Aim of the task: Retype exactly the lines from the line containing "Reproduce this screenshot" through the line containing "The picture is", both included, and nothing more; skip the pictures.

Record set:
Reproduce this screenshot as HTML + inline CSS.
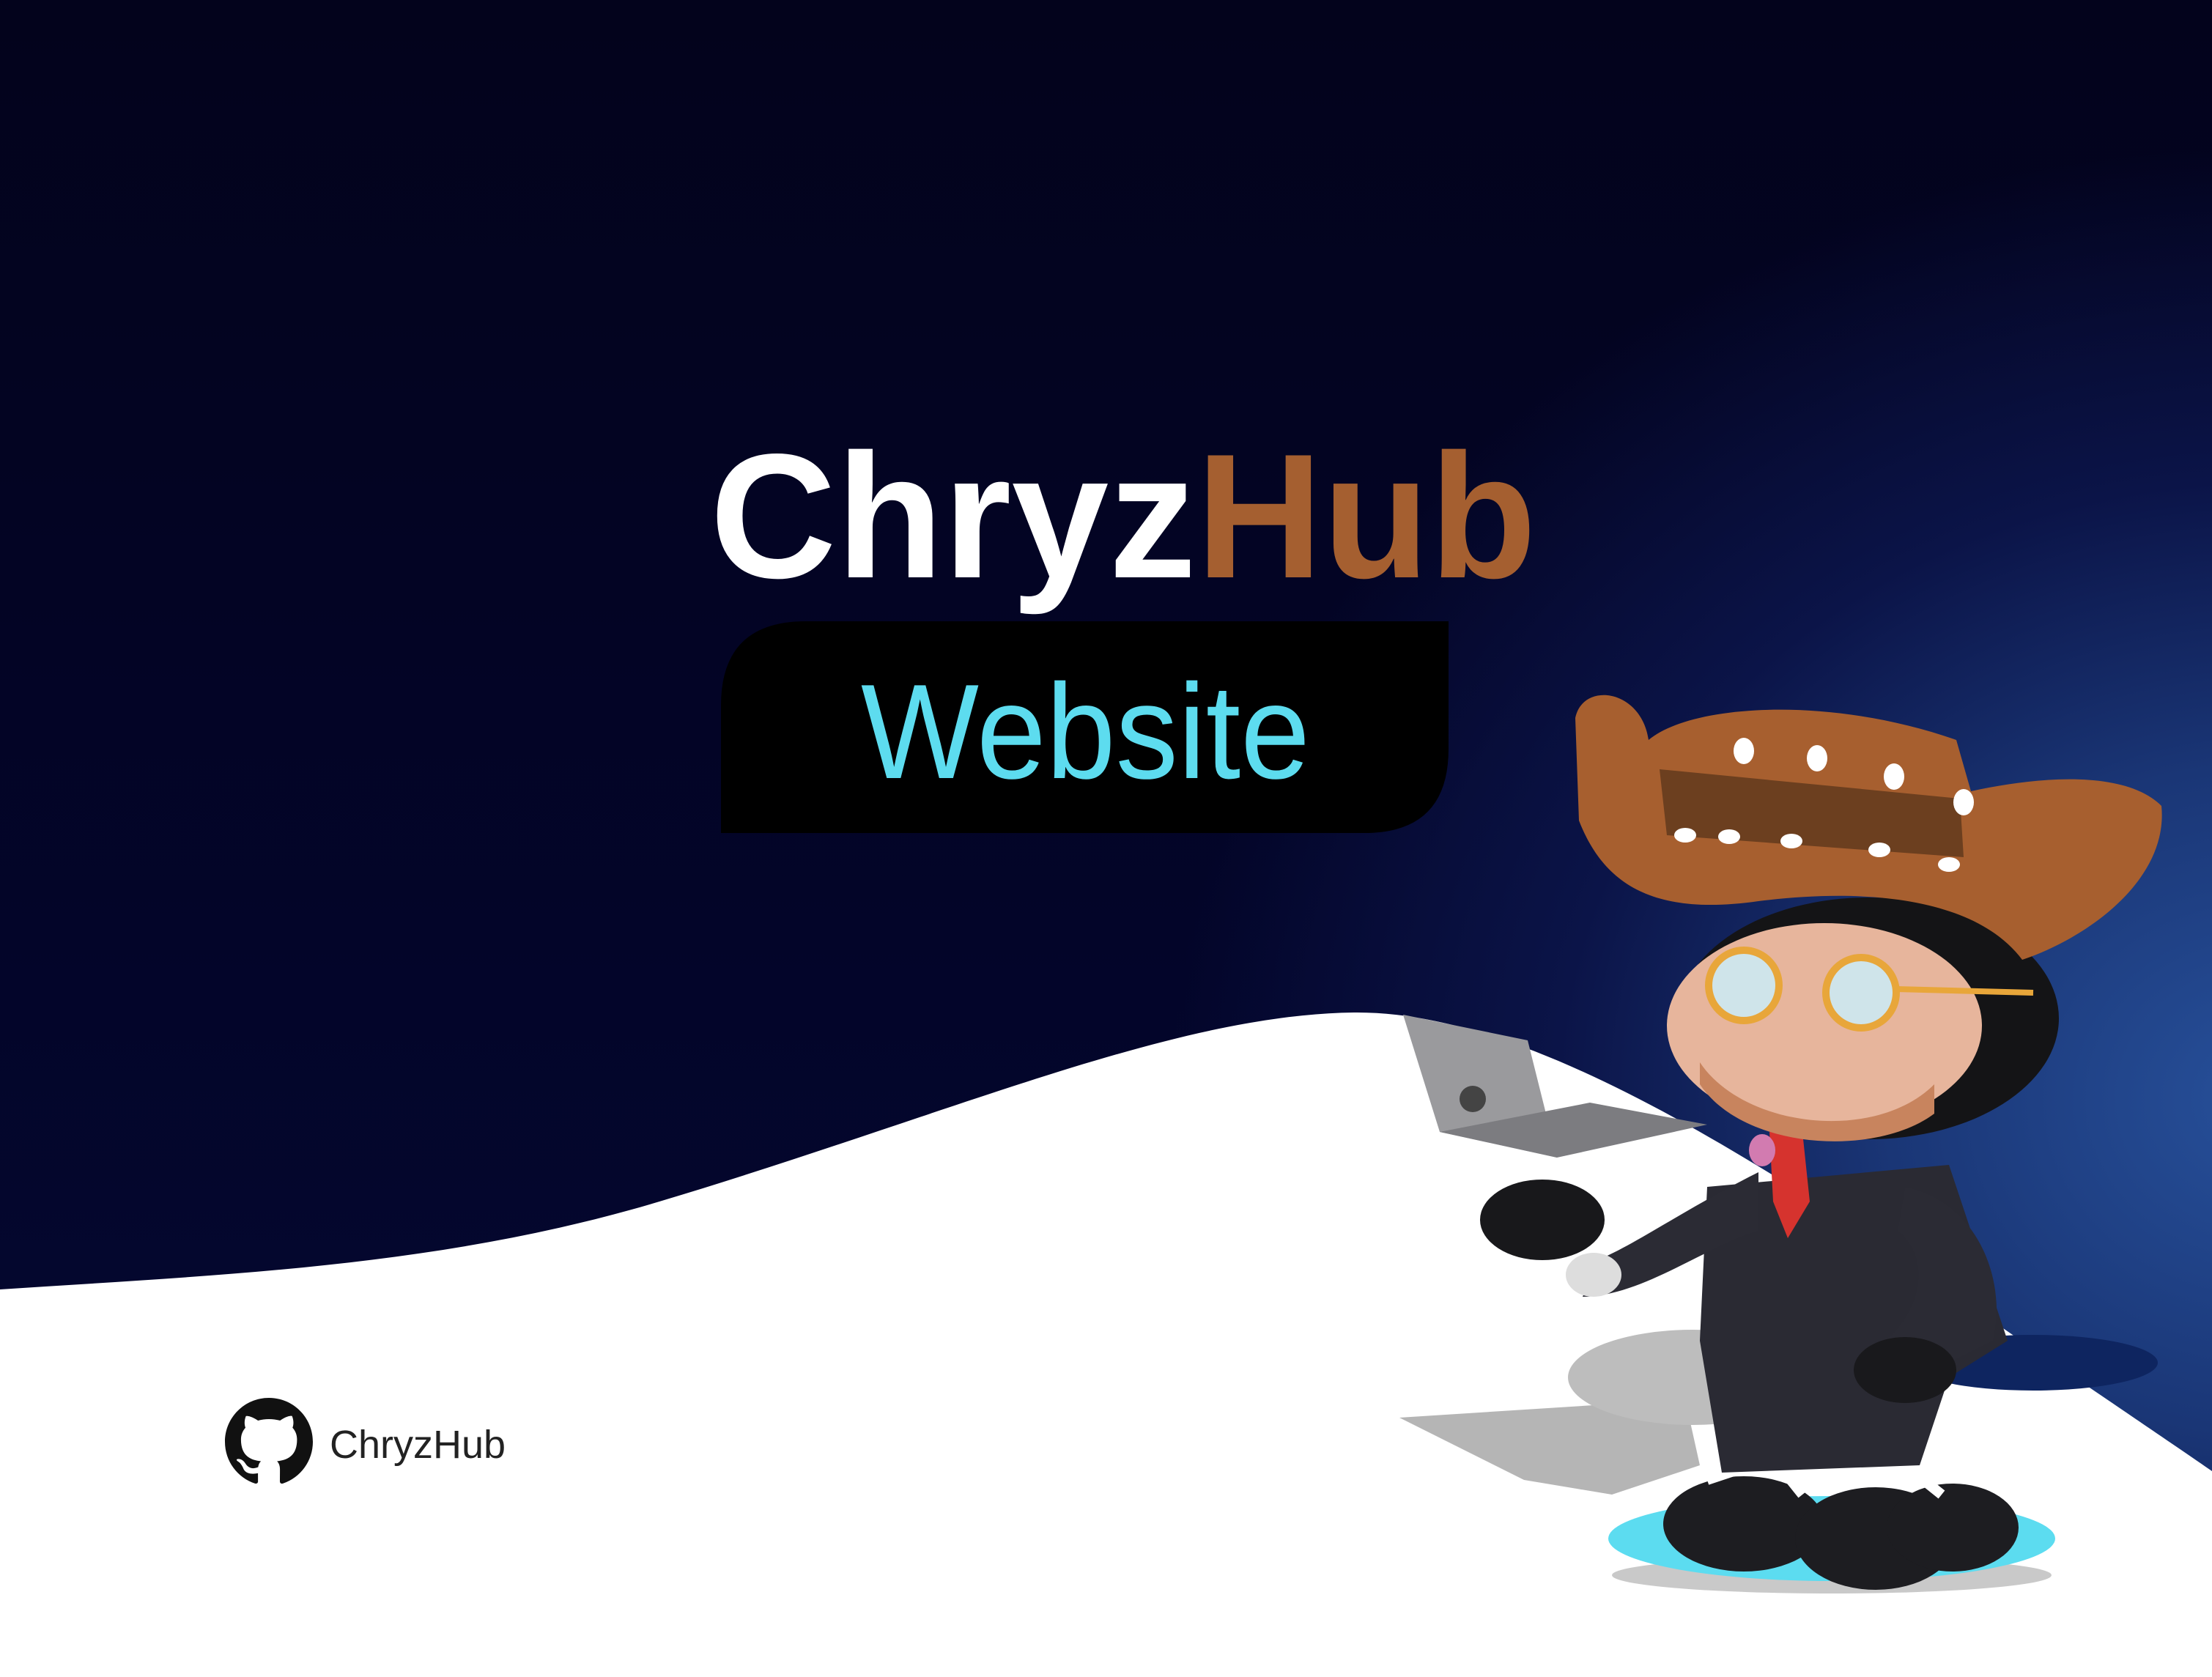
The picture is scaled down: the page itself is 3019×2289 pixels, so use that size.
--
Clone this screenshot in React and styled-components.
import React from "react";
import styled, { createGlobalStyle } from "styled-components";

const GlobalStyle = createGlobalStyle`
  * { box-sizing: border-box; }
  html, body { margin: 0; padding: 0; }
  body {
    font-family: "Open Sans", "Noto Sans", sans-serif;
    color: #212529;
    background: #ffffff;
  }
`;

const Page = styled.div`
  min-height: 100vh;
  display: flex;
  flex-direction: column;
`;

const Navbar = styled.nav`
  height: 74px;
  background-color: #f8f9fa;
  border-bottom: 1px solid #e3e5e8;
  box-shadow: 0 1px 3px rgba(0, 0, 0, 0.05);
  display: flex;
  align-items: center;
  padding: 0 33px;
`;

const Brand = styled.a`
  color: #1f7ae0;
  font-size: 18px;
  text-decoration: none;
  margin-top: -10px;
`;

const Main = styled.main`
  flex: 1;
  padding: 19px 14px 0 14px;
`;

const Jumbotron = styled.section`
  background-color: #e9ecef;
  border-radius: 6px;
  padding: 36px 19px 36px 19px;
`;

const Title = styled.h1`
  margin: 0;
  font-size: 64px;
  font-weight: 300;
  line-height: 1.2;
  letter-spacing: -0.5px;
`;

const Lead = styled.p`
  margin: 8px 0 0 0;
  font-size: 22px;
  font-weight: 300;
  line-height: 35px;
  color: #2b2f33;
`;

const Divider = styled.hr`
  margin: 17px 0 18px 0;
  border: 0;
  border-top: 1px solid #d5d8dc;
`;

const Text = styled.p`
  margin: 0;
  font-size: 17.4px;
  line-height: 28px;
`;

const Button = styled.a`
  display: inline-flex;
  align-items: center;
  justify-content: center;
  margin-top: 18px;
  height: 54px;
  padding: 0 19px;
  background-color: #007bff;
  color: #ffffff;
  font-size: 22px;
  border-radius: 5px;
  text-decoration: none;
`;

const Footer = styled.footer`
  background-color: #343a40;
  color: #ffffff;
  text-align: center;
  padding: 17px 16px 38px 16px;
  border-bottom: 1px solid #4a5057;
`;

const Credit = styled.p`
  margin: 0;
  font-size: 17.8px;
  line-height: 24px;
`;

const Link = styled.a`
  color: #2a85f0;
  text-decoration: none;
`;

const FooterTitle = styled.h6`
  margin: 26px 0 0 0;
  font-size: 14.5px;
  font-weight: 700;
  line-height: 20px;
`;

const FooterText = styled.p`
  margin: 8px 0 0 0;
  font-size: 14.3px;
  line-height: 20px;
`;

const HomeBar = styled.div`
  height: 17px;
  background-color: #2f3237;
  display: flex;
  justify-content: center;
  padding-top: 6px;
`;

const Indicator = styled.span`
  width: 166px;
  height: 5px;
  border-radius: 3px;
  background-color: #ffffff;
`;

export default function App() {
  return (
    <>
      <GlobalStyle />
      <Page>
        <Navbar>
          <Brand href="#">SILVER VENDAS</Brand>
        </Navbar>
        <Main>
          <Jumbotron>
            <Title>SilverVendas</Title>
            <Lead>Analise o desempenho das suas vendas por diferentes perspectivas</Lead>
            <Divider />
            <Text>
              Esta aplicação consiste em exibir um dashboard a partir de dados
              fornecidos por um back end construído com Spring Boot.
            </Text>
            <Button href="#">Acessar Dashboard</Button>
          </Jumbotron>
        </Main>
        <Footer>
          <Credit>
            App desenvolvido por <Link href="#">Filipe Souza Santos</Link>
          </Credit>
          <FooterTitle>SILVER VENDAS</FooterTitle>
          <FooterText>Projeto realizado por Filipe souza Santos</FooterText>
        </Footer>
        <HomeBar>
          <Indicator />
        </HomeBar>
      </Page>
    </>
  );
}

Complete response:
Reproduce this screenshot as HTML + inline CSS.
The picture is scaled down: the page itself is 3019×2289 pixels, so use that size.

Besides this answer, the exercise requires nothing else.